Award-winning invention takes the danger out of rail

Jennifer Shand Jennifer Shand Australasia Press Office,Sydney
21 October 2020

An Arup invention – the electronic danger tag (e-DT) – has won a national industry award, recognising its potential to improve safety, cut costs and reduce service disruptions on electrified rail networks.

Described as ‘game-changing with global application’, the remote-controlled device received the 2020 Australasia Rail Industry Award for Innovation and Technology.

The Arup team developed the e-DT to revolutionise the costly and slow process for safely managing high voltage power supplies during track maintenance or an incident response.

Sydney Trains has been rigorously testing the e-DT in off-system trials with very positive results, and will soon commence using it at Central Station ahead of a potential wider roll-out across the network.

This new technology changes the decades-old practice of having people spend hours out on the tracks. ” David Stuart-Smith David Stuart-Smith Arup Global Rail Skills Network Leader

“Instead of physically attaching and later removing a ‘DANGER – Do Not Operate’ tag at each isolation point for overhead power lines, control room operators can activate the e-DT,” said David.

“When deployed as part of a remote isolation and rail connecting system, it saves a lot of the available time during a service shut-down, meaning more work can be done. It also means the response time is much quicker if there is a major incident - hours become minutes.”

David gave the example of an extensive isolation on the Sydney rail network (involving 39 switching locations and 176 switches) which could take up to five hours using traditional methods, being managed in 15 to 30 minutes with a remote isolation and rail connecting system enabled by the e-DT. Not only faster in cutting and restoring traction supply, the e-DT reduces the possibility of human error by providing the control room operator with direct visibility and control of the danger tag rather than relying on verbal communication with a field operator.

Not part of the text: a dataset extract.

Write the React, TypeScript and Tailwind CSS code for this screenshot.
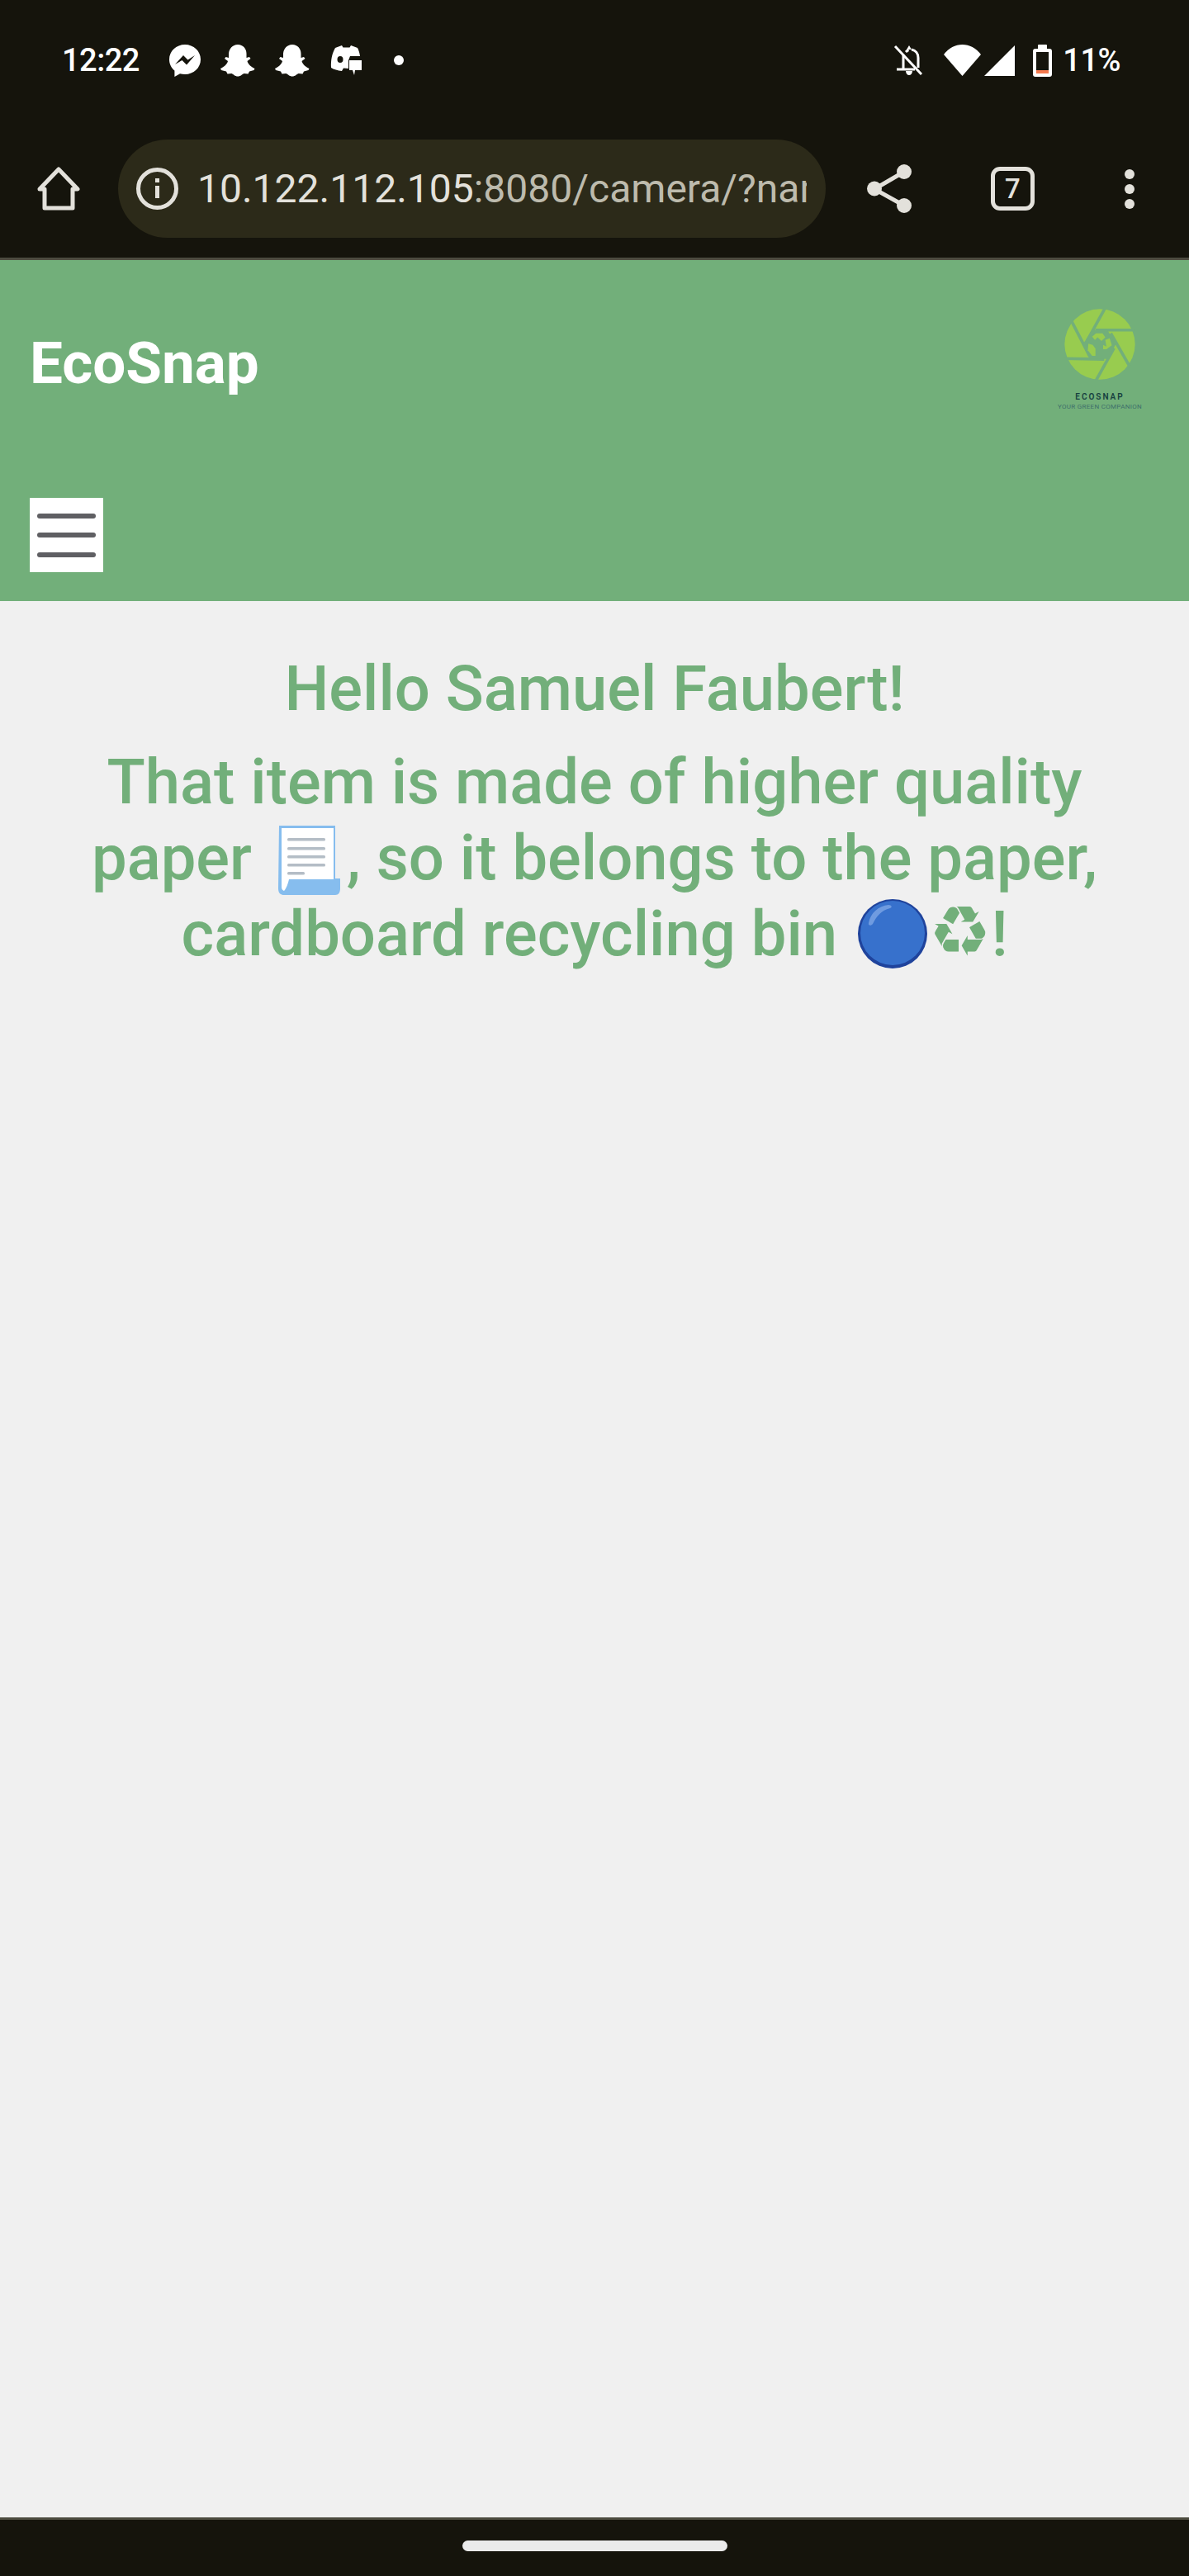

The tag is a stand-alone unit, about the size of a tissue box, which is weatherproof and resistant to mechanical shocks or electromagnetic disturbances.  It has a window display with either a ‘DANGER – Do Not Operate’ label or a black line when it is in a disengaged (clear) state.

“More than just a visual warning, it locks the switch, preventing accidental operation of the switch. The e-DT sets new benchmarks for compliance and safety,” David said.

With ‘DANGER – Do Not Operate’ tags used in almost every rail network in the world, the e-DT is potentially a game-changer for the industry both in Australia and internationally. ”

Accepting the Australasian Rail Association award, David paid tribute to colleagues Janine Joannou, Hatem Makkar, Tiernan Rankin and Project Director Gabriel McGowan.

He also thanked Infraco for building the prototype and Sydney Trains for the opportunity to work on the Remote Isolation and Rail Connection project.